Following a mediocre 3-3 start Atlanta kicked it into high gear, winning nine straight games between weeks 7 and 15 (including two blowout wins against the New Orleans Saints, who would finish that season in the division basement with a 1-15 record). The Falcons had never won more than nine games in a single season before 1980, and here they were winning nine in a row to give the city its first taste of belief in a championship.
Atlanta would clinch its first-ever division title with a week 15 victory against the San Francisco 49ers and would finish the regular season with a 12-4 record, good enough for the top seed in the NFC.
Unfortunately, the Falcons’ fanbase would suffer its first major heartbreak in those playoffs, in what would be a foreshadowing of things to come for the seemingly snake-bitten franchise. In the divisional round of the playoffs, the birds hosted the Dallas Cowboys and led 24-10 after three quarters. A field goal to go up 27-17 with 5:37 left to play seemed like the dagger, but Dallas would cut through a prevent defense multiple times while the Falcons’ offense failed to truly salt the game away. Dallas would end up snatching a 30-27 victory as 60,000+ fans at Atlanta-Fulton County Stadium were left shocked.
The incredibly promising squad of 1980 missed their window to get to the Super Bowl, and it never reopened for them, just showing how nothing in the NFL is ever guaranteed no matter how promising things may seem.

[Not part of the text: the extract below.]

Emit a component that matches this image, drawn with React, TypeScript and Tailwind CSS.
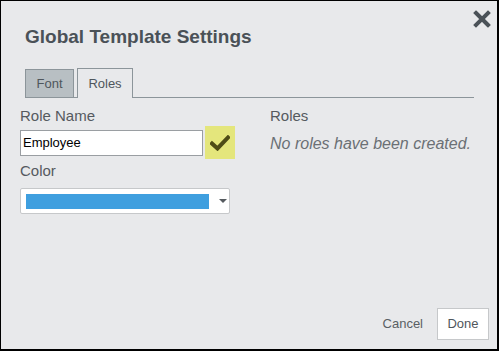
import React, { JSX } from 'react';

const CloseIcon = (): JSX.Element => (
  <svg width="18" height="18" viewBox="0 0 18 18" className="block">
    <path d="M3 3 L15 15 M15 3 L3 15" stroke="#4b5258" strokeWidth="4" strokeLinecap="square" />
  </svg>
);

const CheckIcon = (): JSX.Element => (
  <svg width="20" height="16" viewBox="0 0 20 16" className="block">
    <path d="M2 8.5 L7.5 13.5 L18 2.5" fill="none" stroke="#4e4c16" strokeWidth="4" strokeLinecap="square" />
  </svg>
);

const App = (): JSX.Element => {
  return (
    <div className="relative flex h-[351px] w-[499px] flex-col border-t border-l border-r-2 border-b-2 border-black bg-[#e8e9eb] font-['Liberation_Sans',Arial,sans-serif] text-[#555a5f]">
      {/* close */}
      <button className="absolute right-[6px] top-[9px]">
        <CloseIcon />
      </button>

      <h1 className="ml-[24px] mt-[24px] text-[19px] font-bold leading-[23px] text-[#4a5157]">
        Global Template Settings
      </h1>

      {/* tabs */}
      <div className="ml-[24px] mr-[23px] mt-[20px] flex items-end border-b border-[#8c959a]">
        <div className="mb-[-1px] flex h-[29px] w-[49px] items-center justify-center border border-[#8c959a] bg-[#b8bfc3] text-[13px] text-[#4f565c]">
          Font
        </div>
        <div className="mb-[-1px] ml-[3px] flex h-[30px] w-[56px] items-center justify-center border border-b-0 border-[#8c959a] bg-[#e8e9eb] text-[13px] text-[#4f565c]">
          Roles
        </div>
      </div>

      <div className="ml-[19px] mt-[8px] flex">
        {/* left column */}
        <div className="flex w-[250px] flex-col">
          <label className="text-[15px] leading-[20px]">Role Name</label>
          <div className="flex items-center">
            <input
              readOnly
              value="Employee"
              className="h-[26px] w-[183px] border border-[#9a9ea2] bg-white px-[2px] text-[13px] text-black outline-none"
            />
            <div className="ml-[2px] flex h-[33px] w-[30px] items-center justify-center bg-[#e4e67c]">
              <CheckIcon />
            </div>
          </div>
          <label className="mt-[2px] text-[15px] leading-[20px]">Color</label>
          <div className="mt-[7px] flex h-[26px] w-[210px] items-center rounded-[2px] border border-[#c6c8ca] bg-white pl-[5px]">
            <div className="h-[15px] w-[183px] bg-[#3f9fdf]" />
            <span className="ml-[10px] h-0 w-0 border-x-[4px] border-t-[4px] border-x-transparent border-t-[#555a5f]" />
          </div>
        </div>

        {/* right column */}
        <div className="flex flex-col">
          <div className="text-[15px] leading-[20px]">Roles</div>
          <div className="mt-[8px] text-[16px] italic leading-[20px] text-[#6b7075]">No roles have been created.</div>
        </div>
      </div>

      {/* footer */}
      <div className="mt-auto mb-[9px] mr-[8px] flex items-center justify-end">
        <span className="mr-[14px] text-[13px] text-[#5a5f64]">Cancel</span>
        <button className="flex h-[32px] w-[52px] items-center justify-center border border-[#c6c8ca] bg-white text-[13px] text-[#4f565c]">
          Done
        </button>
      </div>
    </div>
  );
};

export default App;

Over the next 14 years, the Falcons would achieve just two winning seasons and one playoff victory.
Despite the heartbreak, however, that 1980 team will always live on in the hearts of the Falcons fans who were around to witness and enjoy that incredible season. Four players from that team - Steve Bartkowski, Mike Kenn, William Andrews and Center Jeff Van Note - are all in the team’s ring of honor.
Expect these “Throwback Thursday” articles to be recurring throughout the offseason, to reminisce about the team’s history and to give us some stuff to talk about. Don’t expect them to go in order, however. The next one could look back on a moment that occurred in the 90s or even a few years ago. Between you and me, I’m just making it up as I go along.